** start **

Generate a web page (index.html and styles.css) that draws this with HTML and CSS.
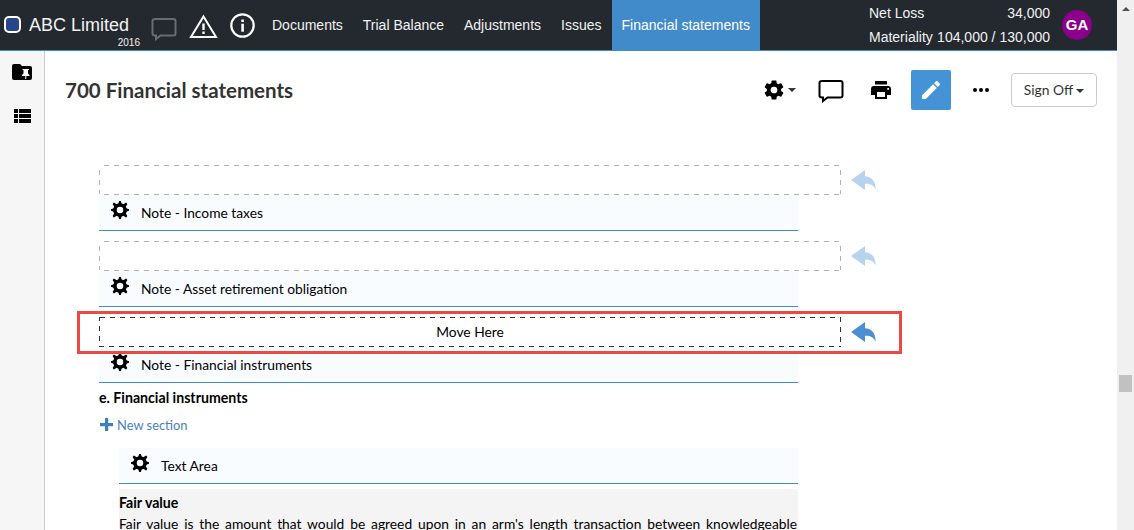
FILE: index.html
```html
<!DOCTYPE html>
<html lang="en">
<head>
<meta charset="utf-8">
<title>700 Financial statements</title>
<link rel="stylesheet" href="styles.css">
</head>
<body>
<svg class="defs" width="0" height="0">
  <symbol id="gear" viewBox="0 0 24 24"><path fill-rule="evenodd" d="M19.4 13a7.500 7.500 0 0 0 0-2l2.100-1.650a.5.5 0 0 0 .12-.64l-2-3.460a.5.5 0 0 0-.61-.22l-2.490 1a7.300 7.300 0 0 0-1.690-.98l-.38-2.650A.49.49 0 0 0 14 2h-4a.49.49 0 0 0-.49.420l-.38 2.650c-.61.25-1.170.59-1.690.98l-2.490-1a.49.49 0 0 0-.61.22l-2 3.460a.5.5 0 0 0 .12.640L4.570 11a7.900 7.900 0 0 0 0 2l-2.110 1.650a.5.5 0 0 0-.12.640l2 3.460c.12.22.39.3.61.220l2.490-1c.52.4 1.080.73 1.690.98l.38 2.650c.03.24.24.4.49.4h4c.25 0 .46-.18.49-.42l.38-2.650c.61-.25 1.170-.59 1.690-.98l2.490 1c.23.09.49 0 .61-.22l2-3.460a.5.5 0 0 0-.12-.64zM12 15.500a3.500 3.500 0 1 1 0-7 3.500 3.500 0 0 1 0 7z"/></symbol>
  <symbol id="cog" viewBox="0 0 18 18"><circle cx="9" cy="9" r="5.050" fill="none" stroke="#000" stroke-width="3.600"/><path d="M7 3.500 8.200 0h1.600L11 3.500zM7 14.500 8.200 18h1.600l1.200-3.500zM3.500 7 0 8.200v1.600L3.500 11zM14.500 7 18 8.200v1.600L14.500 11zM3.700 6.500 1.600 2.900 2.900 1.600l3.600 2.100zM14.300 6.500l2.100-3.600-1.300-1.300-3.600 2.100zM3.700 11.500l-2.100 3.600 1.300 1.300 3.600-2.100zM14.300 11.500l2.100 3.600-1.300 1.300-3.600-2.100z"/></symbol>
  <symbol id="reply" viewBox="0 0 25 20"><path d="M0 10 14 0v6.300c6.500.2 10.400 4.500 10.800 13.200C22.700 15.400 19.500 13.500 14 13.700V20z"/></symbol>
  <symbol id="bubble" viewBox="0 0 26 24"><path fill="none" stroke="currentColor" stroke-width="2" stroke-linejoin="miter" d="M4 2h18.500q2 0 2 2v12.500q0 2-2 2H9.500L5 22v-3.500H4q-2.500 0-2.500-2V4q0-2 2.500-2z"/></symbol>
</svg>

<div class="window">
  <div class="app">
    <header class="topbar">
      <div class="brand">
        <span class="logo"></span>
        <span class="entity"><span class="entity-name">ABC Limited</span><span class="year">2016</span></span>
      </div>
      <div class="status-icons">
        <svg class="top-bubble" viewBox="0 0 26 24"><use href="#bubble"/></svg>
        <svg class="warn" viewBox="0 0 29 25"><path fill="none" stroke="#fff" stroke-width="2" d="M14.500 2.500 27 23H2z"/><path fill="#fff" d="M13.300 9.500h2.400v6.500h-2.400zM13.300 17.500h2.400v2.500h-2.400z"/></svg>
        <svg class="info" viewBox="0 0 25 25"><circle cx="12.500" cy="12.500" r="11.200" fill="none" stroke="#fff" stroke-width="2.200"/><path fill="#fff" d="M11.300 6.500h2.600v2.400h-2.600zM11.300 10.700h2.600v8h-2.600z"/></svg>
      </div>
      <nav class="nav">
        <a>Documents</a><a>Trial Balance</a><a>Adjustments</a><a>Issues</a><a class="active">Financial statements</a>
      </nav>
      <div class="figures">
        <div><span>Net Loss</span><span>34,000</span></div>
        <div><span>Materiality</span><span>104,000 / 130,000</span></div>
      </div>
      <div class="avatar">GA</div>
    </header>

    <div class="body">
      <aside class="rail">
        <svg width="20" height="16" viewBox="0 0 20 16"><path d="M2 0h6l2 2h8q2 0 2 2v10q0 2-2 2H2q-2 0-2-2V2q0-2 2-2z"/><path fill="#fff" d="M10.500 5h6.500v1h-1v3.500l1.500 1.500v1h-3.200v3h-1v-3H10v-1l1.500-1.500V6h-1z"/></svg>
        <svg width="17" height="14" viewBox="0 0 17 14"><path d="M0 0h4v4H0zM5 0h12v4H5zM0 5h4v4H0zM5 5h12v4H5zM0 10h4v4H0zM5 10h12v4H5z"/></svg>
      </aside>

      <main class="main">
        <div class="toolbar">
          <h1>700 Financial statements</h1>
          <svg class="tool-gear"><use href="#gear"/></svg>
          <span class="caret"></span>
          <svg class="tool-bubble"><use href="#bubble"/></svg>
          <svg class="print" viewBox="0 0 20 18"><path fill-rule="evenodd" d="M4 0h12v3.500H4zM3 5h14q3 0 3 3v6h-4v4H4v-4H0V8q0-3 3-3zm3 6v5h8v-5zM16.300 7v1.800H18V7z"/></svg>
          <span class="edit"><svg width="18" height="18" viewBox="0 0 18 18"><path fill="#fff" d="M0 14.200V18h3.800L14.800 6.900 11.100 3.200zM17.700 4c.4-.4.4-1 0-1.400L15.400.3c-.4-.4-1-.4-1.400 0l-1.900 1.900 3.700 3.700z"/></svg></span>
          <svg class="more" viewBox="0 0 16 4"><circle cx="2" cy="2" r="2"/><circle cx="8" cy="2" r="2"/><circle cx="14" cy="2" r="2"/></svg>
          <span class="signoff">Sign Off<span class="caret"></span></span>
        </div>

        <div class="doc">
          <section class="note">
            <div class="drop">
              <div class="slot"><svg class="dashes" viewBox="0 0 742 30"><path d="M5 .5H741M5 29.500H741M.5 5V29M741.500 5V29"/></svg></div>
              <svg class="reply"><use href="#reply"/></svg>
            </div>
            <div class="bar"><svg class="cog"><use href="#cog"/></svg><span>Note - Income taxes</span></div>
          </section>
          <section class="note">
            <div class="drop">
              <div class="slot"><svg class="dashes" viewBox="0 0 742 30"><path d="M5 .5H741M5 29.500H741M.5 5V29M741.500 5V29"/></svg></div>
              <svg class="reply"><use href="#reply"/></svg>
            </div>
            <div class="bar"><svg class="cog"><use href="#cog"/></svg><span>Note - Asset retirement obligation</span></div>
          </section>
          <section class="note target">
            <div class="drop">
              <div class="slot"><svg class="dashes" viewBox="0 0 742 30"><path d="M1 .5H741M0 29.500H742M.5 -1V29M741.500 0V29"/></svg><span>Move Here</span></div>
              <svg class="reply"><use href="#reply"/></svg>
            </div>
            <div class="bar"><svg class="cog"><use href="#cog"/></svg><span>Note - Financial instruments</span></div>
            <div class="highlight"></div>
          </section>

          <h2>e. Financial instruments</h2>
          <div class="new"><svg width="13" height="13" viewBox="0 0 13 13"><path d="M5 0h3.200v5H13v3.200H8.200V13H5V8.200H0V5h5z"/></svg><span>New section</span></div>

          <div class="nested">
            <div class="bar"><svg class="cog"><use href="#cog"/></svg><span>Text Area</span></div>
            <div class="text">
              <h3>Fair value</h3>
              <p>Fair value is the amount that would be agreed upon in an arm's length transaction between knowledgeable</p>
            </div>
          </div>
        </div>
      </main>
    </div>
  </div>
  <div class="scrollbar"><span class="arrow"></span><span class="thumb"></span></div>
</div>
</body>
</html>
```
FILE: styles.css
```css
* { box-sizing: border-box; }
body { margin: 0; background: #fff; color: #000; font-family: Lato, sans-serif; }
svg { display: block; flex: none; }
h1, h2, h3, p { margin: 0; }
.defs { position: absolute; }
.window { display: flex; width: 1134px; height: 530px; overflow: hidden; }
.app { width: 1117px; height: 530px; overflow: hidden; display: flex; flex-direction: column; }

.topbar { flex: none; display: flex; height: 51px; background: #23292f; border-bottom: 1px solid #428bca; color: #f2f2f2; font: 14px "Liberation Sans", Arial, sans-serif; }
.brand { display: flex; width: 151px; padding: 16px 0 0 4px; }
.logo { width: 17px; height: 17px; border: 2px solid #fff; border-radius: 5px; background: #27468a; }
.entity { display: flex; flex-direction: column; width: 111px; margin: -2px 0 0 8px; white-space: nowrap; }
.entity-name { font-size: 18px; line-height: 22px; }
.year { font-size: 10px; line-height: 14px; text-align: right; }
.status-icons { display: flex; width: 106px; }
.top-bubble { width: 26px; height: 24px; margin-top: 17px; color: #696d70; }
.warn { width: 29px; height: 25px; margin: 14px 0 0 12px; }
.info { width: 25px; height: 25px; margin: 13px 0 0 12px; }
.nav { display: flex; width: 503px; }
.nav a { height: 50px; line-height: 50px; padding: 0 10px; white-space: nowrap; }
.nav a:first-child { padding-left: 15px; }
.nav .active { margin-left: auto; width: 148px; padding: 0 0 0 9.500px; background: #428bca; color: #fff; }
.figures { width: 181px; margin-left: 109px; padding-top: 1px; line-height: 24px; }
.figures div { display: flex; justify-content: space-between; white-space: nowrap; }
.avatar { width: 30px; height: 30px; margin: 10px 0 0 12px; border-radius: 50%; background: #8b008b; color: #fff; font-size: 15px; font-weight: bold; line-height: 30px; text-align: center; }

.body { display: flex; flex: 1; min-height: 0; }
.rail { flex: none; display: flex; flex-direction: column; align-items: center; gap: 29px; width: 45px; padding-top: 13px; background: #f6f6f6; border-right: 1px solid #ccc; }
.main { flex: 1; }
.toolbar { display: flex; align-items: center; height: 78px; padding-left: 20px; }
h1 { width: 699px; font-size: 20.500px; font-weight: 700; line-height: 24px; color: #333; }
.tool-gear { width: 20px; height: 20px; transform: scale(1.150); }
.caret { margin-left: 4px; border: 4px solid transparent; border-top-color: #333; border-bottom: 0; }
.tool-bubble { width: 26px; height: 24px; margin: 2px 0 0 22px; }
.print { width: 20px; height: 18px; margin-left: 27px; }
.edit { display: flex; align-items: center; justify-content: center; width: 40px; height: 40px; margin-left: 20px; border-radius: 2px; background: #4393d6; }
.more { width: 16px; height: 4px; margin-left: 22px; }
.signoff { display: flex; align-items: center; justify-content: center; width: 86px; height: 34px; margin-left: 22px; padding-bottom: 1px; border: 1px solid #ccc; border-radius: 4px; color: #333; font-size: 13.800px; }
.signoff .caret { margin: 2px 0 0 3px; }

.doc { padding: 36px 0 0 54px; font-size: 13.800px; }
.note { position: relative; margin-bottom: 10px; }
.drop { display: flex; }
.slot { position: relative; width: 742px; height: 30px; line-height: 30px; text-align: center; }
.dashes { position: absolute; left: 0; top: 0; width: 742px; height: 30px; fill: none; stroke: #b1b1b1; stroke-width: 1; stroke-dasharray: 5 5; }
.target .dashes { stroke: #333; }
.reply { width: 25px; height: 20px; margin: 5px 0 0 10px; fill: #b8d3ee; }
.target .reply { fill: #4b8ed1; }
.bar { display: flex; width: 699px; height: 36px; padding: 6px 0 0 12px; background: #f8fcff; border-bottom: 1px solid #428bca; }
.cog { width: 18px; height: 18px; }
.bar span { margin: 3px 0 0 12px; line-height: 17px; }
.highlight { position: absolute; left: -22px; top: -6px; width: 825px; height: 43px; border: 3px solid #eb4a44; }
h2 { margin-top: -5px; font-size: 14.150px; font-weight: 700; line-height: 20px; }
.new { display: flex; align-items: center; gap: 4px; height: 17px; margin-top: 8px; padding-left: 1px; color: #4a82ba; fill: #3d80bc; font-size: 12.900px; }
.nested { margin: 15px 0 0 20px; }
.nested .bar { width: 679px; }
.text { width: 679px; height: 60px; margin-top: 5px; padding-top: 4px; background: #f4f4f4; }
h3 { font-size: 14.150px; line-height: 20px; font-weight: 700; }
.text p { width: 678px; line-height: 22px; text-align: justify; text-align-last: justify; }

.scrollbar { display: flex; flex-direction: column; align-items: center; width: 17px; height: 530px; background: #f0f0f0; }
.arrow { margin-top: 7px; border: 4px solid transparent; border-bottom-color: #505050; border-top: 0; }
.thumb { width: 13px; height: 17px; margin-top: 364px; background: #c1c1c1; }
```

** end **

**GIVEN REQUEST**
Your answer should be a single number: the count of lines in the material above that contain "styles".

**OUTPUT OF THE EXERCISE**
3